The MX150 is a Pascal series graphics card succeeding the 930M and the 940M Maxwell-based cards part of numerous laptops in the past couple of years. According to Guru 3D, Nvidia's new announcement is likely due to the upcoming Computex event where partner manufacturers will announce new laptops with the latest chip.
The technical aspects of the MX150 graphics card are very limited. The manufacturer hasn't posted any details about the newly released laptop graphics, as always like every other low-end parts. Nvidia claims the new card is based on the GDDR5 architecture with a performance boost of 33 percent over that of a GeForce 940MX card.
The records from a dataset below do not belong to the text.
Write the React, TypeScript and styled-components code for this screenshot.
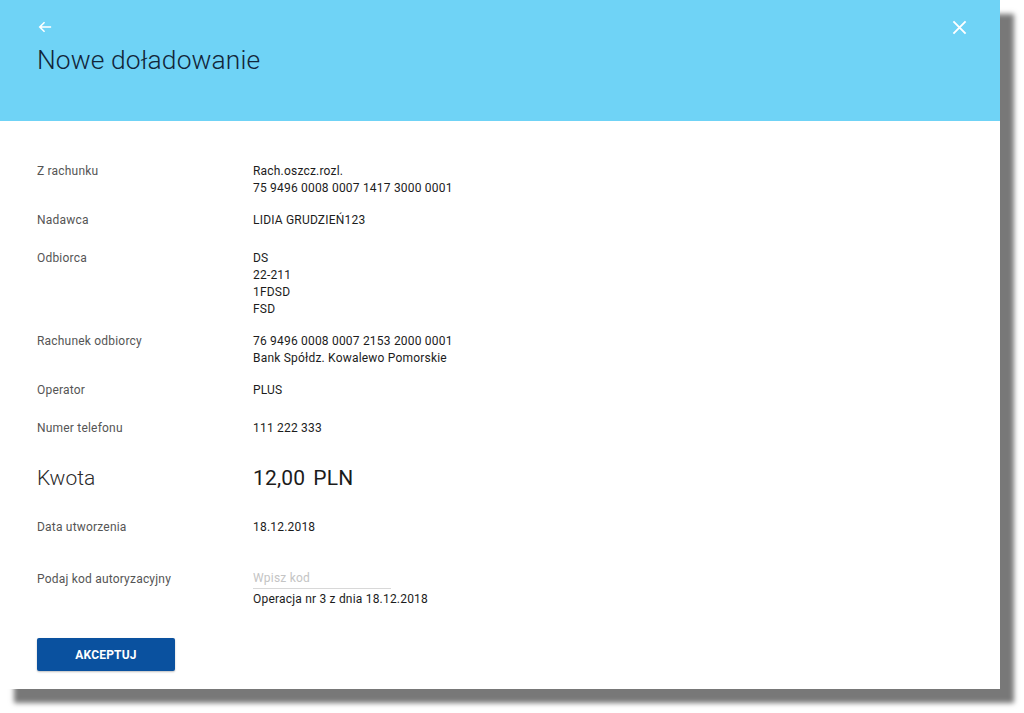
import React, { useState } from "react";
import styled, { createGlobalStyle } from "styled-components";

const GlobalStyle = createGlobalStyle`
  html, body {
    margin: 0;
    padding: 0;
    background: #ffffff;
  }
  body {
    font-family: Roboto, "Liberation Sans", Arial, sans-serif;
  }
`;

const Page = styled.div`
  width: 1024px;
  height: 713px;
  overflow: hidden;
`;

const Panel = styled.div`
  width: 1000px;
  height: 689px;
  background: #ffffff;
  box-shadow: 14px 14px 5px rgba(0, 0, 0, 0.53);
  display: flex;
  flex-direction: column;
`;

const Header = styled.header`
  height: 121px;
  background: #6fd3f6;
  padding: 0 33px 0 37px;
  box-sizing: border-box;
  display: flex;
  flex-direction: column;
`;

const HeaderTop = styled.div`
  display: flex;
  justify-content: space-between;
  align-items: center;
  padding-top: 19px;
  height: 16px;
`;

const IconButton = styled.button`
  background: none;
  border: 0;
  padding: 0;
  margin: 0;
  width: 16px;
  height: 16px;
  display: flex;
  align-items: center;
  justify-content: center;
  cursor: pointer;
`;

const Title = styled.h1`
  margin: 10px 0 0;
  font-size: 26.4px;
  font-weight: 300;
  color: #12263a;
  letter-spacing: 0.1px;
`;

const Body = styled.div`
  padding: 42px 37px 0;
  display: flex;
  flex-direction: column;
`;

const Row = styled.div<{ $top?: number; $bottom?: number }>`
  display: grid;
  grid-template-columns: 216px 1fr;
  min-height: 23px;
  margin-top: ${(p) => p.$top ?? 0}px;
  padding-bottom: ${(p) => p.$bottom ?? 15}px;
`;

const Label = styled.div<{ $big?: boolean }>`
  font-size: ${(p) => (p.$big ? "21px" : "12px")};
  line-height: ${(p) => (p.$big ? "30px" : "17px")};
  letter-spacing: ${(p) => (p.$big ? "0" : "0.2px")};
  color: ${(p) => (p.$big ? "#2b2b2b" : "#555555")};
  font-weight: ${(p) => (p.$big ? 300 : 400)};
`;

const Value = styled.div<{ $big?: boolean }>`
  font-size: ${(p) => (p.$big ? "21px" : "12px")};
  line-height: ${(p) => (p.$big ? "30px" : "17px")};
  letter-spacing: 0.2px;
  color: #1c1c1c;
  font-weight: 400;
`;

const Currency = styled.span`
  margin-left: 8px;
`;

const CodeField = styled.div`
  display: flex;
  flex-direction: column;
`;

const CodeInput = styled.input`
  width: 138px;
  border: 0;
  border-bottom: 1px solid #d8d8d8;
  padding: 0 0 3px;
  margin: 0;
  font-family: inherit;
  font-size: 12px;
  line-height: 14px;
  letter-spacing: 0.2px;
  color: #1c1c1c;
  outline: none;
  background: transparent;
  &::placeholder {
    color: #c4c4c4;
  }
`;

const Hint = styled.div`
  font-size: 12px;
  line-height: 17px;
  letter-spacing: 0.2px;
  color: #1c1c1c;
  margin-top: 2px;
`;

const AcceptButton = styled.button`
  margin-top: 30px;
  width: 138px;
  height: 33px;
  background: #0a519f;
  border: 0;
  border-radius: 2px;
  box-shadow: 0 1px 2px rgba(0, 0, 0, 0.25);
  color: #ffffff;
  font-family: inherit;
  font-size: 12px;
  font-weight: 700;
  letter-spacing: 0.2px;
  cursor: pointer;
`;

const BackIcon = () => (
  <svg width="14" height="14" viewBox="0 0 16 16" fill="none">
    <path d="M15 8H2M7.5 2.5L2 8l5.5 5.5" stroke="#ffffff" strokeWidth="1.8" />
  </svg>
);

const CloseIcon = () => (
  <svg width="15" height="15" viewBox="0 0 16 16" fill="none">
    <path d="M1.5 1.5l13 13M14.5 1.5l-13 13" stroke="#ffffff" strokeWidth="2" />
  </svg>
);

const details: { label: string; lines: string[] }[] = [
  { label: "Z rachunku", lines: ["Rach.oszcz.rozl.", "75 9496 0008 0007 1417 3000 0001"] },
  { label: "Nadawca", lines: ["LIDIA GRUDZIEŃ123"] },
  { label: "Odbiorca", lines: ["DS", "22-211", "1FDSD", "FSD"] },
  {
    label: "Rachunek odbiorcy",
    lines: ["76 9496 0008 0007 2153 2000 0001", "Bank Spółdz. Kowalewo Pomorskie"],
  },
  { label: "Operator", lines: ["PLUS"] },
  { label: "Numer telefonu", lines: ["111 222 333"] },
];

const App = () => {
  const [code, setCode] = useState("");

  return (
    <Page>
      <GlobalStyle />
      <Panel>
        <Header>
          <HeaderTop>
            <IconButton aria-label="Wstecz">
              <BackIcon />
            </IconButton>
            <IconButton aria-label="Zamknij">
              <CloseIcon />
            </IconButton>
          </HeaderTop>
          <Title>Nowe doładowanie</Title>
        </Header>
        <Body>
          {details.map((d) => (
            <Row key={d.label}>
              <Label>{d.label}</Label>
              <Value>
                {d.lines.map((l) => (
                  <div key={l}>{l}</div>
                ))}
              </Value>
            </Row>
          ))}
          <Row $top={5} $bottom={26}>
            <Label $big>Kwota</Label>
            <Value $big>
              12,00<Currency>PLN</Currency>
            </Value>
          </Row>
          <Row>
            <Label>Data utworzenia</Label>
            <Value>18.12.2018</Value>
          </Row>
          <Row $top={14} $bottom={0}>
            <Label>Podaj kod autoryzacyjny</Label>
            <CodeField>
              <CodeInput
                placeholder="Wpisz kod"
                value={code}
                onChange={(e) => setCode(e.target.value)}
              />
              <Hint>Operacja nr 3 z dnia 18.12.2018</Hint>
            </CodeField>
          </Row>
          <div>
            <AcceptButton>AKCEPTUJ</AcceptButton>
          </div>
        </Body>
      </Panel>
    </Page>
  );
};

export default App;
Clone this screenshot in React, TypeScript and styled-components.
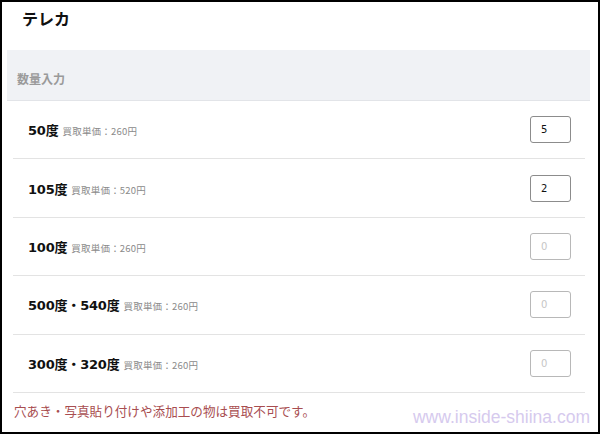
import React from 'react'
import styled, { createGlobalStyle } from 'styled-components'

const GlobalStyle = createGlobalStyle`
  html, body {
    margin: 0;
    padding: 0;
    background: #fff;
  }
  body {
    font-family: "DejaVu Sans", "Noto Sans CJK JP", sans-serif;
  }
`

const Frame = styled.div`
  position: relative;
  box-sizing: border-box;
  width: 600px;
  height: 434px;
  border: 2px solid #000;
  background: #fff;
  overflow: hidden;
`

const Title = styled.h1`
  margin: 0;
  padding: 5px 0 0 20px;
  height: 43px;
  font-family: "Noto Sans CJK JP", sans-serif;
  font-size: 16px;
  font-weight: 700;
  color: #111;
  line-height: 22px;
`

const SectionHead = styled.div`
  margin: 0 8px 0 5px;
  height: 51px;
  background: #f0f2f5;
  display: flex;
  align-items: flex-end;
  padding: 0 0 13px 10px;
  box-sizing: border-box;
  font-family: "Noto Sans CJK JP", sans-serif;
  font-size: 12px;
  font-weight: 700;
  color: #9a9a9a;
  border-bottom: 1px solid #e2e4e8;
`

const List = styled.div`
  margin: 0 13px 0 11px;
`

const Row = styled.div`
  display: flex;
  align-items: center;
  justify-content: space-between;
  height: 57.4px;
  padding: 0 14px 0 15px;
  border-bottom: 1px solid #e3e3e3;
`

const Label = styled.div`
  display: flex;
  align-items: baseline;
  gap: 4px;
`

const Name = styled.span`
  font-size: 13px;
  font-weight: 700;
  color: #111;
  letter-spacing: -0.2px;
`

const Price = styled.span`
  font-family: "Noto Sans CJK JP", sans-serif;
  font-size: 9.5px;
  color: #8a8a8a;
  letter-spacing: 0.2px;
`

const Qty = styled.input<{ $empty?: boolean }>`
  box-sizing: border-box;
  width: 41px;
  height: 27px;
  padding: 0 0 0 10px;
  border: 1px solid ${p => (p.$empty ? '#b8b8b8' : '#8c8c8c')};
  border-radius: 3px;
  font-family: "DejaVu Sans", sans-serif;
  font-size: 10px;
  color: #111;
  background: #fff;
  outline: none;

  &::placeholder {
    color: #c6c6c6;
    opacity: 1;
  }
`

const Notice = styled.p`
  margin: 8px 0 0 12px;
  font-family: "Noto Sans CJK JP", sans-serif;
  font-size: 12.6px;
  color: #a84d50;
`

const Watermark = styled.div`
  position: absolute;
  right: 8px;
  bottom: 4px;
  font-family: "Liberation Sans", sans-serif;
  font-size: 17.5px;
  font-weight: 400;
  color: #d6caee;
`

const items = [
  { name: '50度', price: 260, qty: '5' },
  { name: '105度', price: 520, qty: '2' },
  { name: '100度', price: 260, qty: '' },
  { name: '500度・540度', price: 260, qty: '' },
  { name: '300度・320度', price: 260, qty: '' },
]

const App = () => {
  return (
    <>
      <GlobalStyle />
      <Frame>
        <Title>テレカ</Title>
        <SectionHead>数量入力</SectionHead>
        <List>
          {items.map(item => (
            <Row key={item.name}>
              <Label>
                <Name>{item.name}</Name>
                <Price>買取単価：{item.price}円</Price>
              </Label>
              <Qty
                $empty={!item.qty}
                defaultValue={item.qty}
                placeholder="0"
              />
            </Row>
          ))}
        </List>
        <Notice>穴あき・写真貼り付けや添加工の物は買取不可です。</Notice>
        <Watermark>www.inside-shiina.com</Watermark>
      </Frame>
    </>
  )
}

export default App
As mentioned by AnandTech, the new MX150 graphics card has triple the power efficiency to performance per watt. Nvidia's new product is on par with the 930MX in terms of power consumption. The report suggests Nvidia's baseline specifications seem to favor TDP over clock speeds.
It is to be noted that the newly released MX150 graphics card doesn't really favor serious gaming on laptops. But as an entry-level product, consumers will be able to make use of a richer feature set that would help in rendering and media tasks. Nvidia's new entry-level graphics will be paired up with Intel's U-series CPUs mainly present in Ultrabooks.
The company has also silently announced the GT1030 desktop graphics and is also the entry-level product currently. While the MX150 from Nvidia is their latest product on offer, the company recently unveiled their top-of-the-line desktop cards like the GTX 1080 Ti and the Titan Xp alongside releasing a Volta-based non-consumer card.